En los momentos complicados que nos ha tocado vivir, es tiempo de hacer lo que solemos hacer los peruanos: celebrar el cumpleaños de un pariente querido al que, creo, toca ver como a un amigo. Es Navidad.

Celebramos el cumpleaños de un pacifista y un simpatizante del amor fraterno. No hay pruebas históricas definitivas sobre la existencia de Cristo, por lo que –y parece que es como le gustaban a él las cosas– nuestro conocimiento es basado en la fe.

Es evidente que, a lo largo de la historia, ha habido todo un manejo por el control del significado que cada grupo de poder le ha dado a Cristo. Diferentes interpretaciones de la imagen del carpintero judío han servido para imponer el orden político de turno que en muchos casos ha justificado guerras, inquisición y persecuciones.
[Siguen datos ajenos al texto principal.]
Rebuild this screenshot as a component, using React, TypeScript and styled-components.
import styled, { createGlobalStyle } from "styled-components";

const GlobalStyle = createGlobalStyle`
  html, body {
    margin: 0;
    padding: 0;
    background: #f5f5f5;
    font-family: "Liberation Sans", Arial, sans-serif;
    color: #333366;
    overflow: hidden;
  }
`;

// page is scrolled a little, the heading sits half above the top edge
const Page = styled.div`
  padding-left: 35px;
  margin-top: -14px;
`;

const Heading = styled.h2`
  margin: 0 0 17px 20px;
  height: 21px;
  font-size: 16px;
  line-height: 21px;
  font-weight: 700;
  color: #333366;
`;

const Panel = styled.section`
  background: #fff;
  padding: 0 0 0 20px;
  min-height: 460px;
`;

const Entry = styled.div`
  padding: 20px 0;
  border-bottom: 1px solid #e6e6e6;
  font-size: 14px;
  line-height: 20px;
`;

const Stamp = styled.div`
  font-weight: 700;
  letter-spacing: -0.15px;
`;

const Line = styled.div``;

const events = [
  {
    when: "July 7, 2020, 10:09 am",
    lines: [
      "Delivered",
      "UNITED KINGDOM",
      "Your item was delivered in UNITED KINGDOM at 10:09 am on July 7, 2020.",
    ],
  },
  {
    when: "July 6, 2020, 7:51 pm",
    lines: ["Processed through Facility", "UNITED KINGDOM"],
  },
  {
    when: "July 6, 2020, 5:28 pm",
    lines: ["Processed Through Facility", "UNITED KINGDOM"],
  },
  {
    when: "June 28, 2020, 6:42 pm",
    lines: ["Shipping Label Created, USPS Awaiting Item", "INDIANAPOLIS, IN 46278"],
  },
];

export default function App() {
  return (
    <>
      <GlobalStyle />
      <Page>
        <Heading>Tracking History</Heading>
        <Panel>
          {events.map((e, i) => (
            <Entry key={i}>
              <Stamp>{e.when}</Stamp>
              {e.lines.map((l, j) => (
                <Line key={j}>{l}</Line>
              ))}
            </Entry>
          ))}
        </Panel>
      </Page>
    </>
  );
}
Muchas veces se lo representa dogmático y vigilante (sobre todo en la educación), cuando lo que sabemos de él es que era rebelde y flexible. Lo hemos visto representado como radical vigilante (“Jesús se va a enojar contigo si te portas mal”), cuando promovía el perdón. Hemos visto cómo ha sido representado sangrante, crucificado, azotado, con apariencia de europeo colonial (con ojos azules), promoviendo la resignación de los grupos dominados. En fin, se ha construido una imagen lejana y castigadora de un hombre que sabemos, por lo escrito, era sencillo y cariñoso.
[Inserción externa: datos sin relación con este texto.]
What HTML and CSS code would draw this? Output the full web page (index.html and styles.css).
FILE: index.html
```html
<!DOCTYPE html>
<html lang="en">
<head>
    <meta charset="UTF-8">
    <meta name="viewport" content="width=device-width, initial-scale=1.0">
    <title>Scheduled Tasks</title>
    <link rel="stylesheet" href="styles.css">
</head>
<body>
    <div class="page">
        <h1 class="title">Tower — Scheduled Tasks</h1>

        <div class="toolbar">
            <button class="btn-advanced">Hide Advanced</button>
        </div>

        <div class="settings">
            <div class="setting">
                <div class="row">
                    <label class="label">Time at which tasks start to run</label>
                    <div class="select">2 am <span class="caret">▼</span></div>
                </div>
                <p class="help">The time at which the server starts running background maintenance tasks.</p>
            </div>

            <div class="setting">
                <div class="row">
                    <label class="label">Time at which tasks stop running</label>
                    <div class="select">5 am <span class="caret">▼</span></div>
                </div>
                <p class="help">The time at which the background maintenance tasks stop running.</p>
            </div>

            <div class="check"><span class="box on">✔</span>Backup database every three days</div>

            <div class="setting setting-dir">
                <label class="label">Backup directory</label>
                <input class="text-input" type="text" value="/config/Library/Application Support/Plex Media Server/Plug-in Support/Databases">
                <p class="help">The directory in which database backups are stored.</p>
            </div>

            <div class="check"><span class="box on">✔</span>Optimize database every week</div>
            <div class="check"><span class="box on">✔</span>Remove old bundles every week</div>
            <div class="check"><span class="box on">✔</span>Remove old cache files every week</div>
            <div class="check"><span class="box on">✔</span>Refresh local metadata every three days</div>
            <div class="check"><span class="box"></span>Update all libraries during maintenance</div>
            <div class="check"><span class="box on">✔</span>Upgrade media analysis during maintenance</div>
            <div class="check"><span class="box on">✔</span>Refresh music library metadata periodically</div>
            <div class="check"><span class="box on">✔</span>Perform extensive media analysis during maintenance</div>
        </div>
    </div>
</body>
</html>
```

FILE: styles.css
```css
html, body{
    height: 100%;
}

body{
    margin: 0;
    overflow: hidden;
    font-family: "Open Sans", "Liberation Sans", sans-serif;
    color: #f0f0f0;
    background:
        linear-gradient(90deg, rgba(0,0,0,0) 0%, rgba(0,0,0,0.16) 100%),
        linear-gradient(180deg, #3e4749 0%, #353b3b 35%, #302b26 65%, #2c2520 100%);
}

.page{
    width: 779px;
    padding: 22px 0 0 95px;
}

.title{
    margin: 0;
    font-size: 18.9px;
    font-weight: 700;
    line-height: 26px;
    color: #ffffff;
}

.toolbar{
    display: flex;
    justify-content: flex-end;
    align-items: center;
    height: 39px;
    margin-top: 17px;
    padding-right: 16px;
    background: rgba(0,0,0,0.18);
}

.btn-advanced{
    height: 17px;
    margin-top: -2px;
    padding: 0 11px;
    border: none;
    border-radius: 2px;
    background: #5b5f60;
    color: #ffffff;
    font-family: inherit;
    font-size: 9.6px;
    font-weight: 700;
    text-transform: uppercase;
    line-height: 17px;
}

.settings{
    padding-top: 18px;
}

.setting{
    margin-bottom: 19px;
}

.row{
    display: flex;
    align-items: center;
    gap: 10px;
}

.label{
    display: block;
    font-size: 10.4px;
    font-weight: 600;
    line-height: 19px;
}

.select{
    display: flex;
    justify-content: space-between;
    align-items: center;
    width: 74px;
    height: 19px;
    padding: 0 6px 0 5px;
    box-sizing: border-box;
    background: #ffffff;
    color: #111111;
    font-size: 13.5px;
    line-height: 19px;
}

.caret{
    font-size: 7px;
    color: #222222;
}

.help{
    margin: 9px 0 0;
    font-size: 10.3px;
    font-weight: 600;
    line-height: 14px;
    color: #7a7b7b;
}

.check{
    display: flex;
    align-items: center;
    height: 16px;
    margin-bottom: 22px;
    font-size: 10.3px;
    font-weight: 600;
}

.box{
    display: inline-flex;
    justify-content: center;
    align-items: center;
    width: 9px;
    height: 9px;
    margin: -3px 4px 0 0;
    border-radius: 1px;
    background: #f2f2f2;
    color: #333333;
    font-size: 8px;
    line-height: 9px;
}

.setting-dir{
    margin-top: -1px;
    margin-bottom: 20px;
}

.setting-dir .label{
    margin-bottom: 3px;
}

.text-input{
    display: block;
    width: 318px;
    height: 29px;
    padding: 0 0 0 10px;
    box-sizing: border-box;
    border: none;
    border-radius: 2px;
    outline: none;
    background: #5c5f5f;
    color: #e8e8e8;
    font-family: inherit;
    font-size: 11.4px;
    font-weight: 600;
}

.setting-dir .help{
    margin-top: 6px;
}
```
Sabemos que caminaba mucho, incluso sobre el mar. Navegaba en un barco pesquero (algo así como una bolichera) y se reporta que se transportó en un burrito. Si bien su influencia hoy es mundial, es posible que mientras recorrió este mundo no haya abarcado caminando más de lo que es la provincia de Lima. Igual que Lima costera, su ambiente fue siempre el desierto, pero el de la zona medio oriental, en la misma zona del planeta donde han caminado los grandes profetas y que sigue siendo territorio de conflicto armado hoy en día.

Celebremos el cumpleaños a la persona que curaba con las manos, que lloraba de amor, que conversaba con los niños, que se juntaba con quienes eran juzgados, que narraba sus enseñanzas al más puro estilo del ‘storytelling’ y que predicaba el amor. Es más, San Agustín consideraba que la doctrina cristiana se podía resumir en “ama y haz lo que quieras” y Pablo culminaba uno de los más bellos textos jamás escritos en la carta a los Corintios con la frase “ahora permanecen la fe, la esperanza y el amor, lo más importante es el amor”.

Así pues, no puedo atribuirme saber cuál es la verdadera interpretación que se le debe dar a la presencia del Mesías en la tierra. Sin embargo, puedo decir que me gusta celebrar la vida del mensaje en su interpretación más tierna y menos política. Porque lo que sabemos de su vida no tuvo poder político y gustaba más del contacto cara a cara.

Celebremos al avatar cristiano en su presencia cotidiana. Mientras camino por el extraño y húmedo verano de Lima, veo los nacimientos iluminados. Los veo en algunos negocios y en muchas casas, incluyendo la mía. Debe estar cerca de ser lo más parecido a la primera foto familiar de la historia. Una familia de refugiados huyendo de la violencia, viviendo en pobreza y esperanza como tantas familias hoy.

A pesar de que José era carpintero, como seguramente lo fue Jesús, siempre lo representan con un bastón de pastor, algo que, metafóricamente, sí fue el Mesías. María siempre es representada mirando al pequeño agasajado echado en una cama de paja. Veo a los reyes (que eran aparentemente un grupo de astrólogos que no eran religiosos sino magos y que probablemente eran sabios místicos de la zona de Babilonia) reconocidos ahí en esa escena, en un espacio de tolerancia ideológica que solo es posible en un humilde pesebre donde solo existe la bienvenida. También veo a los pastorcitos con sus ovejas que eran su único recurso. ¡Vaya sorpresa que se llevaron mientras trabajaban en el campo cuando los mismísimos ángeles les avisaron primero que a nadie la buena nueva!

Esta alegoría del nacimiento que se ve en las casas, las tiendas, estampas es algo que sucedió hace mucho tiempo en una tierra muy lejana, la divinidad llegando en una forma original convocando pastores, magos y refugiados, todos distintos, todos iguales. Recuerdo con tanta nostalgia lo que aprendí de mis amigos que no compartían mi fe pero que me apoyaron tanto: no concentrarnos en lo que nos separa, sino en lo que nos une.